● EXERCISE DESCRIPTION
Give every line of the data again, unchanged, but with no pictures.
* * * * * * *
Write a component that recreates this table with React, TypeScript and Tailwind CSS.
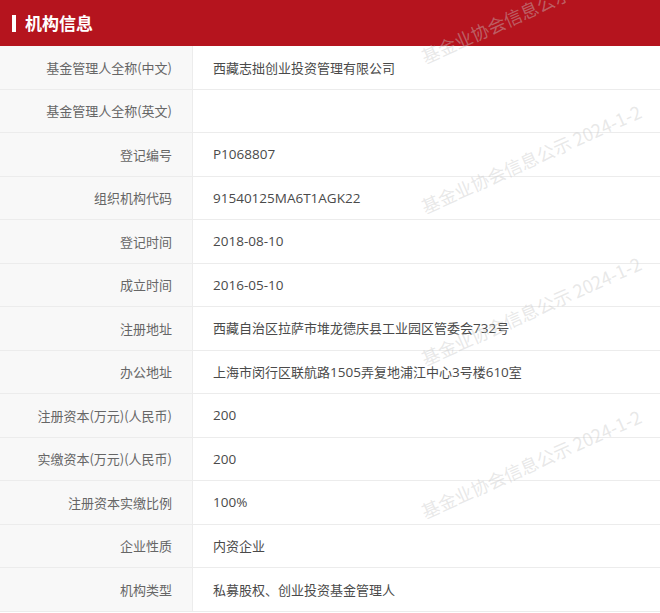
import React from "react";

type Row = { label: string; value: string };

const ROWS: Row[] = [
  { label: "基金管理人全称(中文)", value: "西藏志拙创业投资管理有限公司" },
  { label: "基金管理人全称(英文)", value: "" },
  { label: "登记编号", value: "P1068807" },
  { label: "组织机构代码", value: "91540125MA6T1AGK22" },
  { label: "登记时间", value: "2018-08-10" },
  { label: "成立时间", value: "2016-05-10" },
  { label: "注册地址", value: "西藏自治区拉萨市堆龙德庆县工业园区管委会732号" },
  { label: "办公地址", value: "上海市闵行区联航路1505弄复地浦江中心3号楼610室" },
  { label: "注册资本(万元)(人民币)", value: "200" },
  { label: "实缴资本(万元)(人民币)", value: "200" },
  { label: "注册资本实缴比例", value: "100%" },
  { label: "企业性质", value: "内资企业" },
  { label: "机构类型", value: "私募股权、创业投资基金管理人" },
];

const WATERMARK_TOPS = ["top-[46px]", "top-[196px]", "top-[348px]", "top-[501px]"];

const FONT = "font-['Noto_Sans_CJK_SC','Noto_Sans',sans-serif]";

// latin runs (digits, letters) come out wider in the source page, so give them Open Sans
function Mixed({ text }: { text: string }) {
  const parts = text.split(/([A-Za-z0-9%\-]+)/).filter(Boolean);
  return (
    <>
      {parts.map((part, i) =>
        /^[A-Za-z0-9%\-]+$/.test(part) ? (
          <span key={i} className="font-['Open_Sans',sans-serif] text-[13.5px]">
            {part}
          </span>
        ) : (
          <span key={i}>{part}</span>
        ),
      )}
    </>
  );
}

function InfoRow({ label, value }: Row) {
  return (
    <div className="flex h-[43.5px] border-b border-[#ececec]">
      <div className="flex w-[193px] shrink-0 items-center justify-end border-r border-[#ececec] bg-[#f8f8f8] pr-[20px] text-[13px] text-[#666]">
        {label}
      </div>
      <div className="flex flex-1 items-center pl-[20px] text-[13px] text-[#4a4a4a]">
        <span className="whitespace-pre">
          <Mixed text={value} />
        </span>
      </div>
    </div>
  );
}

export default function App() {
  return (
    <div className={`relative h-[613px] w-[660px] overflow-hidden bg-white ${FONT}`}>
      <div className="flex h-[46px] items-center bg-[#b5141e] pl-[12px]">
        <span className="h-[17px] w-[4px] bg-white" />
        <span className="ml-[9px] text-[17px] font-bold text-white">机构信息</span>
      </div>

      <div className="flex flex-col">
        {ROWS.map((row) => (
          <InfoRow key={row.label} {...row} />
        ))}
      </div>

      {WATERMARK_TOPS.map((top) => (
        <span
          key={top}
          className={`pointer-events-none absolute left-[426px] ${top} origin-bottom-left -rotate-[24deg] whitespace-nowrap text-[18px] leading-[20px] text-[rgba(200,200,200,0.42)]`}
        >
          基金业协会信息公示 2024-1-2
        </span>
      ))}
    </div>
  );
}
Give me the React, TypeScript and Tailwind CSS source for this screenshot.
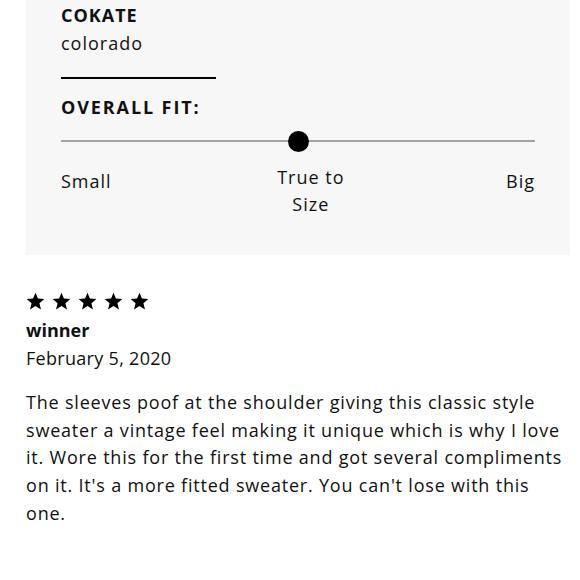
* * * * * * *
● RESPONSE
Write a component that recreates this table with React, TypeScript and Tailwind CSS.
import React from "react";

type Row = { label: string; value: string };

const ROWS: Row[] = [
  { label: "基金管理人全称(中文)", value: "西藏志拙创业投资管理有限公司" },
  { label: "基金管理人全称(英文)", value: "" },
  { label: "登记编号", value: "P1068807" },
  { label: "组织机构代码", value: "91540125MA6T1AGK22" },
  { label: "登记时间", value: "2018-08-10" },
  { label: "成立时间", value: "2016-05-10" },
  { label: "注册地址", value: "西藏自治区拉萨市堆龙德庆县工业园区管委会732号" },
  { label: "办公地址", value: "上海市闵行区联航路1505弄复地浦江中心3号楼610室" },
  { label: "注册资本(万元)(人民币)", value: "200" },
  { label: "实缴资本(万元)(人民币)", value: "200" },
  { label: "注册资本实缴比例", value: "100%" },
  { label: "企业性质", value: "内资企业" },
  { label: "机构类型", value: "私募股权、创业投资基金管理人" },
];

const WATERMARK_TOPS = ["top-[46px]", "top-[196px]", "top-[348px]", "top-[501px]"];

const FONT = "font-['Noto_Sans_CJK_SC','Noto_Sans',sans-serif]";

// latin runs (digits, letters) come out wider in the source page, so give them Open Sans
function Mixed({ text }: { text: string }) {
  const parts = text.split(/([A-Za-z0-9%\-]+)/).filter(Boolean);
  return (
    <>
      {parts.map((part, i) =>
        /^[A-Za-z0-9%\-]+$/.test(part) ? (
          <span key={i} className="font-['Open_Sans',sans-serif] text-[13.5px]">
            {part}
          </span>
        ) : (
          <span key={i}>{part}</span>
        ),
      )}
    </>
  );
}

function InfoRow({ label, value }: Row) {
  return (
    <div className="flex h-[43.5px] border-b border-[#ececec]">
      <div className="flex w-[193px] shrink-0 items-center justify-end border-r border-[#ececec] bg-[#f8f8f8] pr-[20px] text-[13px] text-[#666]">
        {label}
      </div>
      <div className="flex flex-1 items-center pl-[20px] text-[13px] text-[#4a4a4a]">
        <span className="whitespace-pre">
          <Mixed text={value} />
        </span>
      </div>
    </div>
  );
}

export default function App() {
  return (
    <div className={`relative h-[613px] w-[660px] overflow-hidden bg-white ${FONT}`}>
      <div className="flex h-[46px] items-center bg-[#b5141e] pl-[12px]">
        <span className="h-[17px] w-[4px] bg-white" />
        <span className="ml-[9px] text-[17px] font-bold text-white">机构信息</span>
      </div>

      <div className="flex flex-col">
        {ROWS.map((row) => (
          <InfoRow key={row.label} {...row} />
        ))}
      </div>

      {WATERMARK_TOPS.map((top) => (
        <span
          key={top}
          className={`pointer-events-none absolute left-[426px] ${top} origin-bottom-left -rotate-[24deg] whitespace-nowrap text-[18px] leading-[20px] text-[rgba(200,200,200,0.42)]`}
        >
          基金业协会信息公示 2024-1-2
        </span>
      ))}
    </div>
  );
}
Give me the React, TypeScript and Tailwind CSS source for this screenshot.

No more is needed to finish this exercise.